[Start of GIVEN DATA]

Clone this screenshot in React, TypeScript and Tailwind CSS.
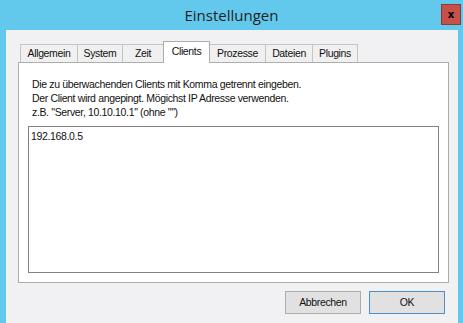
import { useState } from "react";

const tabs = ["Allgemein", "System", "Zeit", "Clients", "Prozesse", "Dateien", "Plugins"];
// widths measured from the dialog, borders included
const tabWidths: Record<string, string> = {
  Allgemein: "w-[57px]",
  System: "w-[45px]",
  Zeit: "w-[41px]",
  Clients: "w-[47px]",
  Prozesse: "w-[55px]",
  Dateien: "w-[47px]",
  Plugins: "w-[46px]",
};

export default function App() {
  const [active, setActive] = useState("Clients");
  const [clients, setClients] = useState("192.168.0.5");

  const activeIndex = tabs.indexOf(active);

  return (
    <div className="w-[463px] h-[323px] bg-[#62c9ec] flex flex-col overflow-hidden font-['Liberation_Sans',Arial,sans-serif] text-[10.5px] tracking-[-0.35px] text-[#111]">
      {/* Title bar */}
      <div className="h-[30px] shrink-0 grid grid-cols-[1fr_auto_1fr] items-start">
        <div />
        <div className="pt-[5px] font-['Open_Sans',sans-serif] text-[15px] tracking-normal leading-[20px] text-[#1e1e1e]">
          Einstellungen
        </div>
        <div className="flex justify-end pr-[2px] pt-[4px]">
          <button className="w-[20px] h-[21px] bg-[#c7504a] border border-[#8c3a36] flex items-center justify-center font-['DejaVu_Sans',sans-serif] text-[10px] tracking-normal font-bold leading-none text-black">
            x
          </button>
        </div>
      </div>

      {/* Client area */}
      <div className="flex-1 ml-[6px] mr-[5px] bg-[#f1f0f2] flex flex-col pt-[11px] pl-[12px] pr-[9px]">
        {/* Tab strip */}
        <div className="flex items-end h-[21px] ml-[2px]">
          {tabs.map((t, i) => {
            const selected = t === active;
            const afterSelected = i === activeIndex + 1;
            const last = i === tabs.length - 1;
            return (
              <div
                key={t}
                onClick={() => setActive(t)}
                className={
                  selected
                    ? `${tabWidths[t]} h-[22px] -mb-px relative z-10 bg-white border border-b-0 border-[#adadad] flex items-center justify-center pb-[2px] cursor-default`
                    : `${tabWidths[t]} h-[18px] bg-[#f0f0f0] border-t border-[#c4c4c4] ${afterSelected ? "" : "border-l"} ${last ? "border-r" : ""} flex items-center justify-center cursor-default`
                }
              >
                {t}
              </div>
            );
          })}
        </div>

        {/* Tab page */}
        <div className="h-[221px] bg-white border border-[#adadad] flex flex-col">
          <div className="pl-[13px] pt-[14px] leading-[14px]">
            <div>Die zu überwachenden Clients mit Komma getrennt eingeben.</div>
            <div>Der Client wird angepingt. Mögichst IP Adresse verwenden.</div>
            <div>z.B. "Server, 10.10.10.1" (ohne "")</div>
          </div>
          <textarea
            value={clients}
            onChange={(e) => setClients(e.target.value)}
            className="mt-[7px] ml-[9px] mr-[9px] h-[147px] resize-none border border-[#828282] bg-white px-[2px] py-[2px] leading-[14px] text-[10.5px] tracking-[-0.35px] text-[#111] outline-none font-['Liberation_Sans',Arial,sans-serif]"
          />
        </div>

        {/* Buttons */}
        <div className="flex justify-end gap-[8px] mt-[8px] pr-[4px]">
          <button className="w-[76px] h-[23px] bg-[#e1e1e1] border border-[#adadad]">Abbrechen</button>
          <button className="w-[76px] h-[23px] bg-[#e1e1e1] border border-[#4a90c9]">OK</button>
        </div>
      </div>
    </div>
  );
}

[End of GIVEN DATA]

| EXERCISE PROMPT |
Write out each line of the listing above, exactly, from its first line to the line holding "const activeIndex = tabs.indexOf(active);", inclusive. Skip the pictures.

| ANSWER |
Clone this screenshot in React, TypeScript and Tailwind CSS.
import { useState } from "react";

const tabs = ["Allgemein", "System", "Zeit", "Clients", "Prozesse", "Dateien", "Plugins"];
// widths measured from the dialog, borders included
const tabWidths: Record<string, string> = {
  Allgemein: "w-[57px]",
  System: "w-[45px]",
  Zeit: "w-[41px]",
  Clients: "w-[47px]",
  Prozesse: "w-[55px]",
  Dateien: "w-[47px]",
  Plugins: "w-[46px]",
};

export default function App() {
  const [active, setActive] = useState("Clients");
  const [clients, setClients] = useState("192.168.0.5");

  const activeIndex = tabs.indexOf(active);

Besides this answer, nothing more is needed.